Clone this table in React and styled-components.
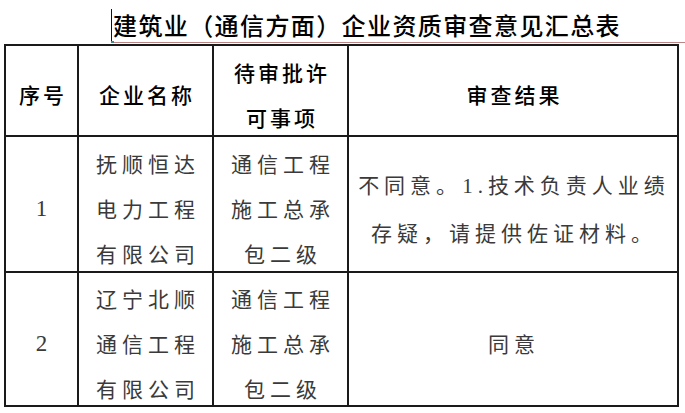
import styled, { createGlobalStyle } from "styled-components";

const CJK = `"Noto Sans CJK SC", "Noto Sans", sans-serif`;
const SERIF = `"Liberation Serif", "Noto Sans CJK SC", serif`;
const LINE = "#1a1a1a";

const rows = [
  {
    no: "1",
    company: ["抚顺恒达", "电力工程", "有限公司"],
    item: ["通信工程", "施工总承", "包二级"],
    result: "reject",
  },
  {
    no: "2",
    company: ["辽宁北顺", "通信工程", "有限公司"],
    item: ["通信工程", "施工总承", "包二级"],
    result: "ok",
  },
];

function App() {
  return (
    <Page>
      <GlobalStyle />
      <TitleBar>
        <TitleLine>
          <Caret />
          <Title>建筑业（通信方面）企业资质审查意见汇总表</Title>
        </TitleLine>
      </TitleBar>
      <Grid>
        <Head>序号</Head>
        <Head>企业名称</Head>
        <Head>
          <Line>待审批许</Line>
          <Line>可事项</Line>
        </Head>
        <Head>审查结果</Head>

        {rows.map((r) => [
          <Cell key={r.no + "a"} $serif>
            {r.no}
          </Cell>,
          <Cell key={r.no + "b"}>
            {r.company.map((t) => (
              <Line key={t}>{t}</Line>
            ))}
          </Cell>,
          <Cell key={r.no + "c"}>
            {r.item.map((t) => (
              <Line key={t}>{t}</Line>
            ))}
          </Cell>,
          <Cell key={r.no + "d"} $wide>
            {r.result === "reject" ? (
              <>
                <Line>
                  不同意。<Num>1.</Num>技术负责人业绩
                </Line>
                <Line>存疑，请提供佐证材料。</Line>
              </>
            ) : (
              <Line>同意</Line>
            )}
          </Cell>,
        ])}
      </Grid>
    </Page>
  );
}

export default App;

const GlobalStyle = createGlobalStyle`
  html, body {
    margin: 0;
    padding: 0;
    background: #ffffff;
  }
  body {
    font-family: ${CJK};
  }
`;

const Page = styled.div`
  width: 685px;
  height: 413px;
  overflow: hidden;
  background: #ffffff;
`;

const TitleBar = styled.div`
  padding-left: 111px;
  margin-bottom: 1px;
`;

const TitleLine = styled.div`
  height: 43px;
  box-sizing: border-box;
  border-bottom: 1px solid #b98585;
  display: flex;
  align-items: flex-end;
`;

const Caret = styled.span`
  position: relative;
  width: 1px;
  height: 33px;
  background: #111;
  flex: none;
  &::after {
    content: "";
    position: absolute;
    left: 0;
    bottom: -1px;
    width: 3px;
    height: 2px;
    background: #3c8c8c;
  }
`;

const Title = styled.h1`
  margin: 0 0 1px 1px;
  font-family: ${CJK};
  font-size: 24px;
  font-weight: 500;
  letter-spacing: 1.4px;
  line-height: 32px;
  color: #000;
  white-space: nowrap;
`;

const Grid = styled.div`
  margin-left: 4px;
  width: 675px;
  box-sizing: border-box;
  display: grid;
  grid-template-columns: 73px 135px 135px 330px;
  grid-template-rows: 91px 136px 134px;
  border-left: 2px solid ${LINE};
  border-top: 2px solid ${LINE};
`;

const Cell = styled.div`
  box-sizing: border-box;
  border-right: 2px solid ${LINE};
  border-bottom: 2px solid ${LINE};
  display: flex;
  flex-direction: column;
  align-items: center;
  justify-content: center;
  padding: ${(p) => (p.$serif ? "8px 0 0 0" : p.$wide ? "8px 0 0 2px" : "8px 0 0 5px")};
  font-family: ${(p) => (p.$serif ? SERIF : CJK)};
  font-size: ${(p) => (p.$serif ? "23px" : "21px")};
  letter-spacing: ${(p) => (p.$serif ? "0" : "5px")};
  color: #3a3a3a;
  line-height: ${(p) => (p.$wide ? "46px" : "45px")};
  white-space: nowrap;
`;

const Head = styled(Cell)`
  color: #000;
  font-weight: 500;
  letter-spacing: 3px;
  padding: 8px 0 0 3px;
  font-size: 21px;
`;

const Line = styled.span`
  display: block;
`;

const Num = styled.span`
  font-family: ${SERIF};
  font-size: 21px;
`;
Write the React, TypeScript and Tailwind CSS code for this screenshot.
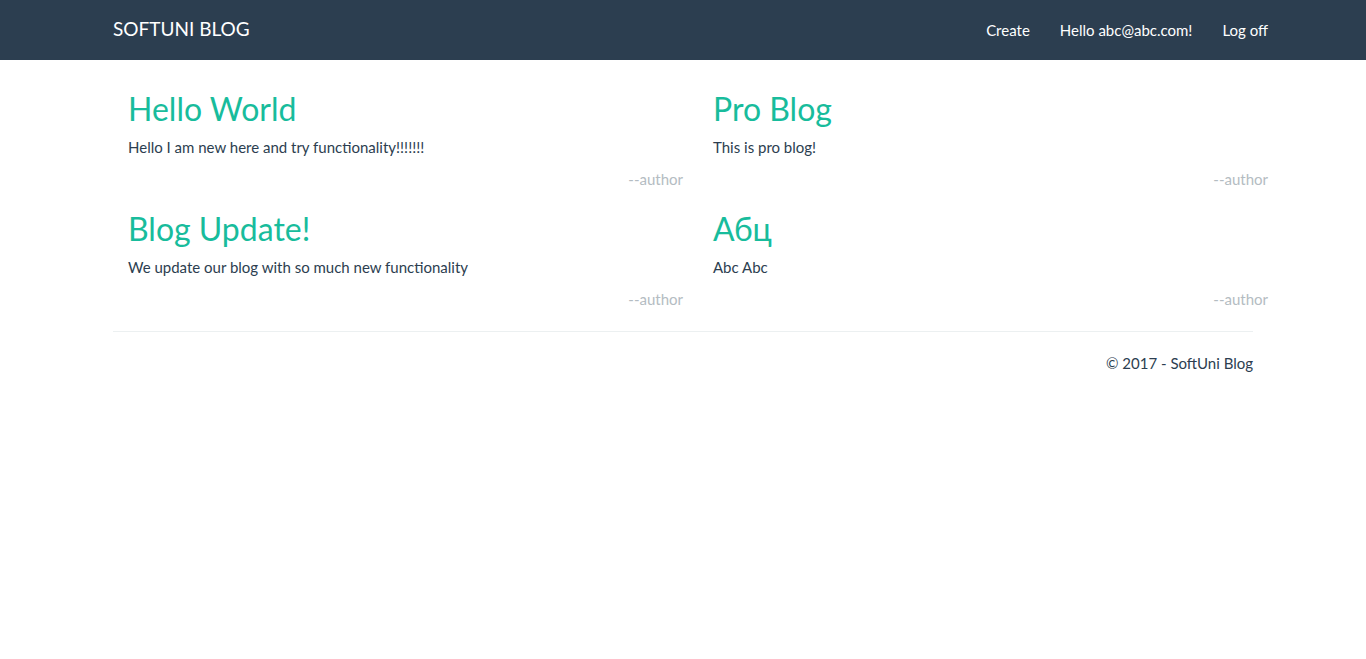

Written exercise: Repeat the lines exactly as they stand, from the opening line of the data through the line with "export default App;". Pictures stay out of the copy.

Response:
Clone this table in React and styled-components.
import styled, { createGlobalStyle } from "styled-components";

const CJK = `"Noto Sans CJK SC", "Noto Sans", sans-serif`;
const SERIF = `"Liberation Serif", "Noto Sans CJK SC", serif`;
const LINE = "#1a1a1a";

const rows = [
  {
    no: "1",
    company: ["抚顺恒达", "电力工程", "有限公司"],
    item: ["通信工程", "施工总承", "包二级"],
    result: "reject",
  },
  {
    no: "2",
    company: ["辽宁北顺", "通信工程", "有限公司"],
    item: ["通信工程", "施工总承", "包二级"],
    result: "ok",
  },
];

function App() {
  return (
    <Page>
      <GlobalStyle />
      <TitleBar>
        <TitleLine>
          <Caret />
          <Title>建筑业（通信方面）企业资质审查意见汇总表</Title>
        </TitleLine>
      </TitleBar>
      <Grid>
        <Head>序号</Head>
        <Head>企业名称</Head>
        <Head>
          <Line>待审批许</Line>
          <Line>可事项</Line>
        </Head>
        <Head>审查结果</Head>

        {rows.map((r) => [
          <Cell key={r.no + "a"} $serif>
            {r.no}
          </Cell>,
          <Cell key={r.no + "b"}>
            {r.company.map((t) => (
              <Line key={t}>{t}</Line>
            ))}
          </Cell>,
          <Cell key={r.no + "c"}>
            {r.item.map((t) => (
              <Line key={t}>{t}</Line>
            ))}
          </Cell>,
          <Cell key={r.no + "d"} $wide>
            {r.result === "reject" ? (
              <>
                <Line>
                  不同意。<Num>1.</Num>技术负责人业绩
                </Line>
                <Line>存疑，请提供佐证材料。</Line>
              </>
            ) : (
              <Line>同意</Line>
            )}
          </Cell>,
        ])}
      </Grid>
    </Page>
  );
}

export default App;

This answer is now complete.